Wednesday, May 28, 2008

They speak......

DRUMS

The house is filled with them. Son Leland's full set of drums repose upstairs in the entertainment room while he is in college, or until he finds a place where he can play them at will.

The animal skins covering them have their songs, proving once again that nothing really dies. Before me lies the zeppelin drum I beat with a bone that a friend's Irish Setter brought up and dropped at my feet from the shore of Lake Michigan.

He carried it up the 100 foot bluff in Port Washington. It holds magic, I am sure. I use it to help make the music that the tightly stretched deer's skin of the drum re-sings each time it is played.

On the drumhead I have painted a zeppelin pierced by a lightning bolt in a Tao design; a Pisces double-fish symbol; a star and moon and planet; and around the border some German sayings my mother repreated as a child. Among them: Wie can ich rouse flieghen wen ich nicht keina fliegel haben? Riding in the family jitney, little Ruth, my future mother, leaned out too far from the car, and her grandmother (Wildgrube) said in German, "Don't lean out so far, you will fly out!"

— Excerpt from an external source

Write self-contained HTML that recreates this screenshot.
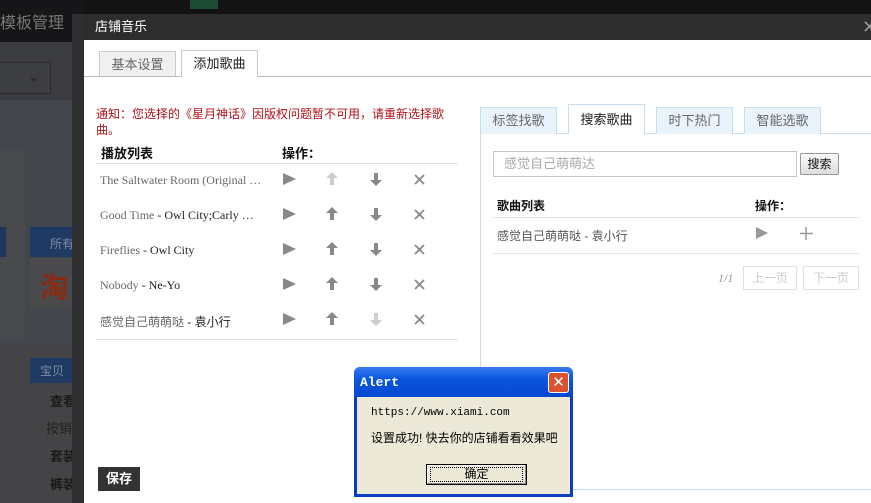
<!DOCTYPE html>
<html><head><meta charset="utf-8"><style>
*{margin:0;padding:0;box-sizing:border-box}
body{width:871px;height:503px;overflow:hidden;position:relative;background:#424346;font-family:"Liberation Sans","Noto Sans CJK SC",sans-serif;font-size:12px;color:#333}
.a{position:absolute;white-space:nowrap}
.serif{font-family:"Liberation Serif","Noto Sans CJK SC",serif}
.tab{position:absolute;border:1px solid #c9c9c9;border-bottom:none;background:#f0f0f0;color:#666;font-size:13px;text-align:center}
.rt{position:absolute;border:1px solid #c8dcec;border-bottom:none;background:#e9f3fb;color:#666;font-size:13px;text-align:center;line-height:26px;height:27px;top:107px;width:77px}
.row{position:absolute;left:100px;font-size:12px;color:#666;white-space:nowrap}
.row b{font-weight:normal;color:#222}
</style></head><body>
<div class="a" style="left:0;top:0;width:871px;height:14px;background:#131313"></div>
<div class="a" style="left:0;top:0;width:84px;height:42px;background:#161618"></div>
<div class="a" style="left:0;top:9px;color:#777;font-size:16px">模板管理</div>
<div class="a" style="left:190px;top:0;width:28px;height:9px;background:#1d4a33"></div>
<div class="a" style="left:0;top:42px;width:72px;height:60px;background:#3b3c40"></div>
<div class="a" style="left:-4px;top:62px;width:55px;height:32px;border:1px solid #2b2b2e;background:#3d3e42"></div>
<div class="a" style="left:28px;top:68px;color:#222;font-size:14px">⌄</div>
<div class="a" style="left:0;top:100px;width:72px;height:245px;background:#43464c"></div>
<div class="a" style="left:0;top:150px;width:25px;height:190px;background:#48494c"></div>
<div class="a" style="left:0;top:227px;width:6px;height:30px;background:#1f375c"></div>
<div class="a" style="left:30px;top:227px;width:42px;height:30px;background:#1f3a63;color:#7f8da5;padding:8px 0 0 20px;overflow:hidden">所有</div>
<div class="a" style="left:30px;top:258px;width:42px;height:50px;background:#4a4a4c;color:#8a2a10;font-size:28px;font-weight:bold;padding:8px 0 0 10px;overflow:hidden">淘</div>
<div class="a" style="left:0;top:345px;width:72px;height:158px;background:#444446"></div>
<div class="a" style="left:30px;top:358px;width:42px;height:25px;background:#1f3a63;color:#7f8da5;padding:4px 0 0 10px;overflow:hidden">宝贝</div>
<div class="a" style="left:50px;top:391px;color:#1a1a1a;font-weight:bold;font-size:13px">查看</div>
<div class="a" style="left:46px;top:418px;color:#222;font-size:13px">按销</div>
<div class="a" style="left:50px;top:446px;color:#1a1a1a;font-weight:bold;font-size:13px">套装</div>
<div class="a" style="left:50px;top:474px;color:#1a1a1a;font-weight:bold;font-size:13px">裤装</div>
<div class="a" style="left:72px;top:14px;width:12px;height:489px;background:#2f2f31"></div>

<div class="a" style="left:84px;top:14px;width:787px;height:26px;background:#2d2d2d;color:#fff;font-size:13px;line-height:26px;padding-left:11px">店铺音乐</div>
<div class="a" style="left:862px;top:17px;color:#999;font-size:18px">✕</div>
<div class="a" style="left:84px;top:40px;width:787px;height:463px;background:#fff"></div>
<div class="a" style="left:84px;top:76px;width:787px;height:1px;background:#bbb"></div>
<div class="tab" style="left:99px;top:51px;width:77px;height:25px;line-height:26px">基本设置</div>
<div class="tab" style="left:181px;top:50px;width:77px;height:27px;line-height:26px;background:#fff;color:#222">添加歌曲</div>

<div class="a" style="left:96px;top:106px;width:360px;color:#b0131b;line-height:16px;font-size:12px;white-space:normal">通知：您选择的《星月神话》因版权问题暂不可用，请重新选择歌曲。</div>
<div class="a" style="left:101px;top:143px;font-weight:bold;color:#111;font-size:13px">播放列表</div>
<div class="a" style="left:282px;top:143px;font-weight:bold;color:#111;font-size:13px">操作：</div>
<div class="a" style="left:96px;top:163px;width:362px;height:1px;background:#e3e3e3"></div>
<div class="a" style="left:96px;top:339px;width:362px;height:1px;background:#e3e3e3"></div>

<div class="row serif" style="top:173px">The Saltwater Room (Original …</div>
<div class="row serif" style="top:208px">Good Time <b>- Owl City;Carly …</b></div>
<div class="row serif" style="top:243px">Fireflies <b>- Owl City</b></div>
<div class="row serif" style="top:278px">Nobody <b>- Ne-Yo</b></div>
<div class="row" style="top:313px">感觉自己萌萌哒 <b>- 袁小行</b></div>

<svg class="a" style="left:270px;top:160px" width="200" height="180">
<g fill="#888">
<path d="M13 13l13 6-13 6z"/><path d="M13 48l13 6-13 6z"/><path d="M13 83l13 6-13 6z"/><path d="M13 118l13 6-13 6z"/><path d="M13 153l13 6-13 6z"/>
</g>
<g>
<path d="M62 12l-6 6h4v7h4v-7h4z" fill="#ccc"/>
<path d="M62 47l-6 6h4v7h4v-7h4z" fill="#888"/>
<path d="M62 82l-6 6h4v7h4v-7h4z" fill="#888"/>
<path d="M62 117l-6 6h4v7h4v-7h4z" fill="#888"/>
<path d="M62 152l-6 6h4v7h4v-7h4z" fill="#888"/>
<path d="M106 26l-6-6h4v-7h4v7h4z" fill="#888"/>
<path d="M106 61l-6-6h4v-7h4v7h4z" fill="#888"/>
<path d="M106 96l-6-6h4v-7h4v7h4z" fill="#888"/>
<path d="M106 131l-6-6h4v-7h4v7h4z" fill="#888"/>
<path d="M106 166l-6-6h4v-7h4v7h4z" fill="#ccc"/>
</g>
<g stroke="#888" stroke-width="1.8">
<path d="M145 15l9 9M154 15l-9 9"/><path d="M145 50l9 9M154 50l-9 9"/><path d="M145 85l9 9M154 85l-9 9"/><path d="M145 120l9 9M154 120l-9 9"/><path d="M145 155l9 9M154 155l-9 9"/>
</g></svg>

<div class="a" style="left:98px;top:467px;width:42px;height:24px;background:#333;color:#fff;font-weight:bold;font-size:13px;text-align:center;line-height:24px">保存</div>

<div class="a" style="left:480px;top:133px;width:391px;height:357px;border-left:1px solid #c8dcec;border-top:1px solid #c8dcec;border-bottom:1px solid #c8dcec"></div>
<div class="rt" style="left:480px">标签找歌</div>
<div class="rt" style="left:568px;top:104px;height:30px;line-height:29px;background:#fff;color:#222">搜索歌曲</div>
<div class="rt" style="left:656px">时下热门</div>
<div class="rt" style="left:744px">智能选歌</div>
<div class="a" style="left:493px;top:151px;width:304px;height:26px;border:1px solid #c6c6c6;color:#aaa;font-size:13px;line-height:24px;padding-left:10px">感觉自己萌萌达</div>
<div class="a" style="left:800px;top:153px;width:39px;height:22px;border:1px solid #999;background:linear-gradient(#fafafa,#ddd);color:#111;font-size:12px;text-align:center;line-height:20px;border-radius:2px">搜索</div>
<div class="a" style="left:497px;top:197px;font-weight:bold;color:#111;font-size:12px">歌曲列表</div>
<div class="a" style="left:755px;top:197px;font-weight:bold;color:#111;font-size:12px">操作：</div>
<div class="a" style="left:493px;top:217px;width:366px;height:1px;background:#e3e3e3"></div>
<div class="a" style="left:497px;top:227px;color:#555;font-size:12px">感觉自己萌萌哒 - 袁小行</div>
<svg class="a" style="left:750px;top:224px" width="70" height="20"><path d="M6 3l12 6-12 6z" fill="#999"/><path d="M56 3v13M50 9.5h13" stroke="#999" stroke-width="1.5"/></svg>
<div class="a" style="left:493px;top:253px;width:366px;height:1px;background:#e3e3e3"></div>
<div class="a serif" style="left:718px;top:271px;color:#999;font-style:italic;font-size:12px">1/1</div>
<div class="a" style="left:743px;top:266px;width:54px;height:24px;border:1px solid #e0e0e0;color:#ccc;font-size:12px;text-align:center;line-height:22px">上一页</div>
<div class="a" style="left:803px;top:266px;width:56px;height:24px;border:1px solid #e0e0e0;color:#ccc;font-size:12px;text-align:center;line-height:22px">下一页</div>

<div class="a" style="left:354px;top:367px;width:219px;height:130px;background:#0a3ebf;border-radius:6px 6px 0 0"></div>
<div class="a" style="left:354px;top:367px;width:219px;height:30px;background:linear-gradient(#3a7cf0,#0a56e0 40%,#0447d0);border-radius:6px 6px 0 0"></div>
<div class="a" style="left:360px;top:375px;color:#fff;font-weight:bold;font-family:'Liberation Mono',monospace;font-size:13px">Alert</div>
<div class="a" style="left:548px;top:372px;width:21px;height:21px;background:#d9542e;border:1px solid #fff;border-radius:3px;color:#fff;font-size:15px;text-align:center;line-height:19px">✕</div>
<div class="a" style="left:357px;top:397px;width:213px;height:97px;background:#ece9d8"></div>
<div class="a" style="left:371px;top:407px;font-family:'Liberation Mono',monospace;font-size:11px;color:#000">https://www.xiami.com</div>
<div class="a" style="left:371px;top:429px;font-size:12px;color:#000">设置成功! 快去你的店铺看看效果吧</div>
<div class="a" style="left:426px;top:464px;width:101px;height:21px;border:1px solid #000;background:#ece9d8;box-shadow:inset -1px -1px #888,inset 1px 1px #fff"></div>
<div class="a" style="left:430px;top:467px;width:93px;height:15px;border:1px dotted #000;text-align:center;font-size:12px;line-height:13px;color:#000">确定</div>
</body></html>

My mother answered, "How can I fly out when I have no wings?" Profound to me, and fit for a drum-head that I play a lot.

^.^

Another drum here is one I made at a Native American drum-making workshop one week-end near the Wis. Dells at a retreat called Manitoumie. On the inside rim is written in pencil: Made by David Dix with the help of a teacher, Fred Gustafson, 4-15-00, at Manitoumie, Lyndon Station WI. Fred's signature is also there.

We made our drums from Native American scratch. Fred obtained raw, furry deerhides from hunters and we picked them up at his West Allis psychiatrist office, and went right to work on them. We had to, because they were arresting of our nostrils outside of their plastic wrappings.

Scraping off the hair was difficult. That preliminary work was accomplished in our homes before our journey to Manitoumie(I used our detached garage), and then we brought the cleaned and ready skin to the workshop "up north." It gave the drums we made plenty of hands-on history, along with the intricate technique taught by Fred at his retreat, a weaving of lacing cut from our same deerhides. The communication with the deer who gave it's skin is present whenever I play this drum.

I can play it, it so sensitive, with my bare fingers, sometimes holding the laminated rim - furnished by Fred - up close to my ear. I can hear the deer as my lightly-tapping fingers touch the drumhead, even the swishing of the grasses is audible when I draw my fingertips across the hide.

It is perhaps my most valuable treasure.